VIENNA - A lawyer for Josef Fritzl, the 73-year-old Austrian accused of keeping his daughter as a sex slave in an underground cellar for 24 years, defended his client's likely insanity plea on Monday.
'I believe that someone who is said to have committed such a crime is psychologically ill,' Rudolf Mayer said in an interview with AFP.
'And if someone is psychologically ill, then they must be examined by an expert to determined whether the illness is so far progressed that they cannot be held responsible.'
His client, Fritzl has been remanded in custody since last week after he told police he imprisoned and sexually abused his daughter for more than two decades in a specially-built bunker underneath the family home.
A total of seven children were born out of that abuse, three of whom were kept incarcerated in the 60-square-metre (645-square-feet) cellar.
Another three were legally adopted by Fritzl and lived with him in the house upstairs. The seventh child died shortly after birth and Fritzl told investigators he disposed of the body in a wood-fired boiler in the cellar.
The case has sparked shock and outrage in Austria, triggering widespread debate about tougher sentences for sex criminals.
Mayer rejected suggestions that an insanity plea was a way for Fritzl to get himself off the hook.
'It's about finding out what really happened,' he said. 'This is not just a strategy of mine' to get Fritzl a shorter sentence, Mayer insisted. 'In these sorts of cases, the question of responsibility is asked automatically.'
Neither would such a plea be a way for Fritzl to be released earlier, the lawyer continued.

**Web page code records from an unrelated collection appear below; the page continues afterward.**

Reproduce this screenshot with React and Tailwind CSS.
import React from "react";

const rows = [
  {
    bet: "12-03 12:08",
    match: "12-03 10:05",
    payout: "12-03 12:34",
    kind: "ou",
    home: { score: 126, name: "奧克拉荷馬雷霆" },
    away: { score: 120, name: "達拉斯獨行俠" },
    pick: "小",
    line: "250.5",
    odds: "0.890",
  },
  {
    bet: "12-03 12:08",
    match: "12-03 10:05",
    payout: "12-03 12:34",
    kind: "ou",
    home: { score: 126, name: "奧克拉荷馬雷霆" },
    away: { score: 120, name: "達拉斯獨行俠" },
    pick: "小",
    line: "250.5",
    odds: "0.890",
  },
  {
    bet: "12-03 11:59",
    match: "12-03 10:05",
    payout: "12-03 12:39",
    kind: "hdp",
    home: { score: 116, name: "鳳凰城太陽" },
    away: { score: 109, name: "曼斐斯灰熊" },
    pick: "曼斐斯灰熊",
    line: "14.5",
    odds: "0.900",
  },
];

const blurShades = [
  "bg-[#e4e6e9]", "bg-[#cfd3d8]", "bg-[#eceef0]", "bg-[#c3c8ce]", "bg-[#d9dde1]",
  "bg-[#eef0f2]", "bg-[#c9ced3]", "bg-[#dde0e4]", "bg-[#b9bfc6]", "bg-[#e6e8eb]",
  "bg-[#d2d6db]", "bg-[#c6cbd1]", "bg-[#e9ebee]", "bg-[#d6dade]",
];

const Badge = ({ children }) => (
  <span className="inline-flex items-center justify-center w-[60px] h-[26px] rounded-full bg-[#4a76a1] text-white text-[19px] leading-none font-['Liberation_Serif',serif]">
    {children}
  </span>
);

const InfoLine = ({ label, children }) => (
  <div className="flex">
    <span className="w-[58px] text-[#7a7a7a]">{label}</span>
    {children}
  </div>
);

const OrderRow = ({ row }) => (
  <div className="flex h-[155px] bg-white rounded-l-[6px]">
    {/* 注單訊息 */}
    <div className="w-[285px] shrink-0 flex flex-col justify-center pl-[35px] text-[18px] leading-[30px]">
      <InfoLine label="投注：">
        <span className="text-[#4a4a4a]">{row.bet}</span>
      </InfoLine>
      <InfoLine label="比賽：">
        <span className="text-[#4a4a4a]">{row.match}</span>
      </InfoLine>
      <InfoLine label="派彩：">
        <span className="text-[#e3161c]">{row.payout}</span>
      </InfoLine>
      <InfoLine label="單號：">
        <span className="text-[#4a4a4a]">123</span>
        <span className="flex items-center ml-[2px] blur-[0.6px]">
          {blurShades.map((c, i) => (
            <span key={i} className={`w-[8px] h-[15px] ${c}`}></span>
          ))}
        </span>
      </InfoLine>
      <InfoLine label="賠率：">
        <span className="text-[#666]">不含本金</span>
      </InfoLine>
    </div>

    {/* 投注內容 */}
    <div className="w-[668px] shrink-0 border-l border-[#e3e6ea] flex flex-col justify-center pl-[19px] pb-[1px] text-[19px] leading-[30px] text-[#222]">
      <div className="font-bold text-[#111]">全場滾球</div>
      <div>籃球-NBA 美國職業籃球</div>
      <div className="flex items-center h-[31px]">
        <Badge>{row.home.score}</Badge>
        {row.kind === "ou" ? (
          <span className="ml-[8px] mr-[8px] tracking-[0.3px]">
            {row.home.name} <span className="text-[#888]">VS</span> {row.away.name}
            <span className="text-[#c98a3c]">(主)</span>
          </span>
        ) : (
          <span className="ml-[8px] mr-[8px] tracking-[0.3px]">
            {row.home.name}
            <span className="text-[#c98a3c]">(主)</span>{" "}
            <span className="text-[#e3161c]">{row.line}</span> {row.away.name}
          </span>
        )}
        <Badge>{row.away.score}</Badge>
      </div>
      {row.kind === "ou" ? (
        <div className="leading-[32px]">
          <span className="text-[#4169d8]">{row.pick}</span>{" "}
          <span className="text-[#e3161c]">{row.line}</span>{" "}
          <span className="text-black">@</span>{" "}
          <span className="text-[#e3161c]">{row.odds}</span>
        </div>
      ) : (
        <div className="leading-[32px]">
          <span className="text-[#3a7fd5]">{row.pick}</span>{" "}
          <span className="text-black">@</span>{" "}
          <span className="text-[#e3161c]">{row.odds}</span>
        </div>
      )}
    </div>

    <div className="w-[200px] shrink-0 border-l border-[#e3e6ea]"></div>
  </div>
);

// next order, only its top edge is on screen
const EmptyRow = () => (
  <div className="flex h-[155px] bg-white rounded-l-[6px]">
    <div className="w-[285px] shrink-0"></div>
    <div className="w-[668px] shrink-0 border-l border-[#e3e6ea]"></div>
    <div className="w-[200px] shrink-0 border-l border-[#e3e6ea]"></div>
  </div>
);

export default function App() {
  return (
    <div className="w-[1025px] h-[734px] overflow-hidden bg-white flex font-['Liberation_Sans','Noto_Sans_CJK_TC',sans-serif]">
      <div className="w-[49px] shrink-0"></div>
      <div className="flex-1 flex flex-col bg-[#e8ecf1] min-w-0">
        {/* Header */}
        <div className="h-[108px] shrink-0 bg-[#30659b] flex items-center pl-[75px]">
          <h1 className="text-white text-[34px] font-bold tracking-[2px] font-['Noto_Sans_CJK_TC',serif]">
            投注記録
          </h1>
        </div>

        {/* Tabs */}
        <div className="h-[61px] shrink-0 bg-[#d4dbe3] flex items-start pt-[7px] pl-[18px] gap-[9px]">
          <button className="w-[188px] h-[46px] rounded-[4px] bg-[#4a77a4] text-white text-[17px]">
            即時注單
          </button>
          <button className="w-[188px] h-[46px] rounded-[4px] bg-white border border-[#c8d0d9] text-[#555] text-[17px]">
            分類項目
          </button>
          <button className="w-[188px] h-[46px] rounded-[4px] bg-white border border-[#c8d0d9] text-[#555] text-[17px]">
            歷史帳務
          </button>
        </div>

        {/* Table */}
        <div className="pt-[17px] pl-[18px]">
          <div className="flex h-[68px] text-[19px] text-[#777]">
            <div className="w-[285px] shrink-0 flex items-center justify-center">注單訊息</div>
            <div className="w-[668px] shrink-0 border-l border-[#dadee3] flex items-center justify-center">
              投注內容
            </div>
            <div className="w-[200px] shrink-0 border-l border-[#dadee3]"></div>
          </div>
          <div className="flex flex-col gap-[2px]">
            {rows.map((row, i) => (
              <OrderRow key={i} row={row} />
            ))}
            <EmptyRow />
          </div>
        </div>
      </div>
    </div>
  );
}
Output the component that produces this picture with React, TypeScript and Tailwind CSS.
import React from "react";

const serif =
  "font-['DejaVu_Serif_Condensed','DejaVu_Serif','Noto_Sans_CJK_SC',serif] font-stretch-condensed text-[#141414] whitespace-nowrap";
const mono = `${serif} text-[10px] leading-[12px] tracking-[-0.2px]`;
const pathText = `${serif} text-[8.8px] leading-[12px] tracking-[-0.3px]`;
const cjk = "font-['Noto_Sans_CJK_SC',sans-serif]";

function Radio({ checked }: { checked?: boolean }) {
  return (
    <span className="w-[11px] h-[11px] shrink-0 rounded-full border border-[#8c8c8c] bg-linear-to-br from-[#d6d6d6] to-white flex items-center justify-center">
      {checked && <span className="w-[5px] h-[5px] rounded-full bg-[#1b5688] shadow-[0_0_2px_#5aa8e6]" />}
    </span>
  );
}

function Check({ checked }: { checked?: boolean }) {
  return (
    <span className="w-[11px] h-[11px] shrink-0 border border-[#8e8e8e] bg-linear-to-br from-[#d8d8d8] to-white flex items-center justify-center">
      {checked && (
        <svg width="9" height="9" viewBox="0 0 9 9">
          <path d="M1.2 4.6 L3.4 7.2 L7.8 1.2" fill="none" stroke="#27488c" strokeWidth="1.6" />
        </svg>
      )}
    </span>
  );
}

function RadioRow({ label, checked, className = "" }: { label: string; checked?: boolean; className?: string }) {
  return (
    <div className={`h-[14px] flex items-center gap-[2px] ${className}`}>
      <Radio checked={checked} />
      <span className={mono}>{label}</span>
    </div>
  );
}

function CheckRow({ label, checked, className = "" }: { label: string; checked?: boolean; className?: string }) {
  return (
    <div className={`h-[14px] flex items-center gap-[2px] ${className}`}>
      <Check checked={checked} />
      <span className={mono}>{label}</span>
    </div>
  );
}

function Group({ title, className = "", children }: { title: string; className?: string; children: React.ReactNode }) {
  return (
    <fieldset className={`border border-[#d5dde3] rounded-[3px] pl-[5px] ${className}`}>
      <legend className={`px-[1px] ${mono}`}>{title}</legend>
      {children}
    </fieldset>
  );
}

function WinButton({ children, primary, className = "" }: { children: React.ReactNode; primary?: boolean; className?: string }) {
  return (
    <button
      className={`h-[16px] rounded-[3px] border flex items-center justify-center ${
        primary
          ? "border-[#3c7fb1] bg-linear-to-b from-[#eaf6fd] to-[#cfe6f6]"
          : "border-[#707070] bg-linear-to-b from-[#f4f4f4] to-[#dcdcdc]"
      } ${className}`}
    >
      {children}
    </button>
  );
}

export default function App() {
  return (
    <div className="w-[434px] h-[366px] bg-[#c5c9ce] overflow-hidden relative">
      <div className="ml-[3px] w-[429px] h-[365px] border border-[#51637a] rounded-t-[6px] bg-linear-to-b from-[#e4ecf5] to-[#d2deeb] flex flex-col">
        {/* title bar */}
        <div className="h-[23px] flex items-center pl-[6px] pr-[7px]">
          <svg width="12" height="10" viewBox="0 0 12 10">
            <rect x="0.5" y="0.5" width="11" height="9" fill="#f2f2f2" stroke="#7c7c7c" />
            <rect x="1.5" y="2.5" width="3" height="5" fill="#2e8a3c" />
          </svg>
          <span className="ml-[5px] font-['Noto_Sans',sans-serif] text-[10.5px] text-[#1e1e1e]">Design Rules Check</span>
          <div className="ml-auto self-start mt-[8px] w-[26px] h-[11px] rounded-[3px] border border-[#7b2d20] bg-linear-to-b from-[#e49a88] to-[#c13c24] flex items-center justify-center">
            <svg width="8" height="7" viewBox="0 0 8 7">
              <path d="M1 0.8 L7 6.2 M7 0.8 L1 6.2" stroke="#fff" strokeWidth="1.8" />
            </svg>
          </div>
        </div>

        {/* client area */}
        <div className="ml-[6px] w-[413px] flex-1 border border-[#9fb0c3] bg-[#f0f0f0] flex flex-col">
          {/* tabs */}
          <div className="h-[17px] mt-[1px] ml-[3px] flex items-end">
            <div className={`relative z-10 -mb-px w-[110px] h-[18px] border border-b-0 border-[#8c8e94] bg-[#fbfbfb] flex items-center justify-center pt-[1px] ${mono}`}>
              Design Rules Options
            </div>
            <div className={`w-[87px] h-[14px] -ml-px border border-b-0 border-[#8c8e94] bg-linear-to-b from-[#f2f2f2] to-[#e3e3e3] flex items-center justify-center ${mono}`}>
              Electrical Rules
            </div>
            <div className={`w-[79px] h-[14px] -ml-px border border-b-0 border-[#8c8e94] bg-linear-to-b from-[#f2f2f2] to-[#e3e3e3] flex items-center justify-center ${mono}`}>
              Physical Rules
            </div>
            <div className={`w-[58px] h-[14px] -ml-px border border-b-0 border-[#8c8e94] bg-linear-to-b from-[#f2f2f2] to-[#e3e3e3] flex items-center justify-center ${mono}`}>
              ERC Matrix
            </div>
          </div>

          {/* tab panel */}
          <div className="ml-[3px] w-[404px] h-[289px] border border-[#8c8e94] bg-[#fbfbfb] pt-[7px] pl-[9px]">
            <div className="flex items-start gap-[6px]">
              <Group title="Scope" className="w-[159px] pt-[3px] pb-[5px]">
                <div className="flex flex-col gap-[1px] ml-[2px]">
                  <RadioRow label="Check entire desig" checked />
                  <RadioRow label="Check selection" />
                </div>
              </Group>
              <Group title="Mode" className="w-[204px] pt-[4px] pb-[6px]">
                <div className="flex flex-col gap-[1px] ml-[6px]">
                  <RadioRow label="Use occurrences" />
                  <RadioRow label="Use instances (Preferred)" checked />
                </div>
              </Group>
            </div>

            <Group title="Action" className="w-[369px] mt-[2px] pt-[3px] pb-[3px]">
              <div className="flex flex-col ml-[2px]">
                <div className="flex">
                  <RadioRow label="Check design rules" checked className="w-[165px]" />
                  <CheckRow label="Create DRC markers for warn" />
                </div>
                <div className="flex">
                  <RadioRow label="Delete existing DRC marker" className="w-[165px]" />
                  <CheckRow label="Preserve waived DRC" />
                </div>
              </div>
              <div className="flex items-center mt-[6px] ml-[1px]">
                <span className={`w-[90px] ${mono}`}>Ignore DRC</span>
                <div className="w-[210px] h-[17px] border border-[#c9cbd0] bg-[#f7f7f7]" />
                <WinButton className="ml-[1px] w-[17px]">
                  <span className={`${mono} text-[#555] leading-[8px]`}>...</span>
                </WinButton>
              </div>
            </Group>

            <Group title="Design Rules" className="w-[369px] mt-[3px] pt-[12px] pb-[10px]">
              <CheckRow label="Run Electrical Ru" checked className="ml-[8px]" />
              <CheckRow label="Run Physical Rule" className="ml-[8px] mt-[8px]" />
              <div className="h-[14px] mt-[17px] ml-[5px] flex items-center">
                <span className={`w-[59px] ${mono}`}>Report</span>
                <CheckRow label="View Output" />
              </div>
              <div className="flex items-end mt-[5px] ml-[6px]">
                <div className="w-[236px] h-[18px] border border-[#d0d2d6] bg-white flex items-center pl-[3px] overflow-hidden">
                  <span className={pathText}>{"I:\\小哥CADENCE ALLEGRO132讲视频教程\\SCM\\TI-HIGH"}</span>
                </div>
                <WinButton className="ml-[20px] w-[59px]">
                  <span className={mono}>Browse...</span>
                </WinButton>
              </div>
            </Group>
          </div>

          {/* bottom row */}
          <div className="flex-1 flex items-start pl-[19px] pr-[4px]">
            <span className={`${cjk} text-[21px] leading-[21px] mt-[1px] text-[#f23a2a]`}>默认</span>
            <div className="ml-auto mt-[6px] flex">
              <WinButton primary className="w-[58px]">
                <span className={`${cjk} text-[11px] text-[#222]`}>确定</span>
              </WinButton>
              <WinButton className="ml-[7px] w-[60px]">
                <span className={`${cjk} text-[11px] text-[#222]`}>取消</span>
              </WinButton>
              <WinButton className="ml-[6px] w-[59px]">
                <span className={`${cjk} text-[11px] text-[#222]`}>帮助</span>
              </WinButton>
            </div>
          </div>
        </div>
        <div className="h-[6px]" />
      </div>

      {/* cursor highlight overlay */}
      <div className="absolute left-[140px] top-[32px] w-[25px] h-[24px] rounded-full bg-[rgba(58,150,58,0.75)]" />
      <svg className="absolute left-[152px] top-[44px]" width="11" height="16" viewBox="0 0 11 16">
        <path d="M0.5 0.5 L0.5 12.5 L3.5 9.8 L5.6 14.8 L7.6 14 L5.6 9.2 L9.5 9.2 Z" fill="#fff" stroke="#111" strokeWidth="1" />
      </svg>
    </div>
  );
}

'A psychiatric commission meets once a year to discuss whether someone can continue to be classified as dangerous or not. In cases such as this one, it can be assumed that the commission will not release a person, not least because of their advanced age. They'll be all the more difficult to treat,' Mayer said.
'I can't imagine that the commission will simply give him a clean bill of health after a few years.'
The lawyer said he had met his client three times last week and would see him again this week.
'I believe I've succeeded in winning his confidence,' he said.
The head of the prison where Fritzl is being detained described him as an 'unproblematic inmate: he's calm, collected and alert.'
However, Fritzl was refusing to take the daily one-hour walk allowed in the prison yard. 'He doesn't want to go out,' prison director Guenther Moerwald told the Austrian news agency APA.
A psychiatrist examined Fritzl on Friday and decided the father did not have suicidal tendencies, the prison chief said.
Thomas Mueller one of Austria's best-known criminologists said Fritzl was a typical case of a 'malignant narcissist'.
The malignant narcissist could only increase their own self-value by oppressing others. 'They lock them in or inflict pain on them. The perpetrator wants to be seen as powerful,' said Mueller, who trained as a profiler with the FBI in the United States.
'To me, it's as if they have a black hole inside them. With every sadistic act, they try to fill that hole. But every time they do something, the hole just gets bigger,' Mueller said in an interview with Austrian public radio Oe3.
Asked why the criminal therefore persisted with the crime, Mueller explained: 'For a short time, they experience a feeling of relief. They have the feeling they have power over life and death. But then the perpetrator sees that there are some things that didn't fit in with their fantasies. So they seek out another victim.'
'Sexually abusing your own child is about power, because you're exercising control,' Mueller said. 'It's easy to control a young, weak child. But when the child grows up, there's an increased danger that they'll rebel.
'So the perpetrator has to think pragmatically, such as building a bunker to lock the victim in.'
By making their captives totally dependent on them, they feel increased self-worth every time they bring them food, Mueller said.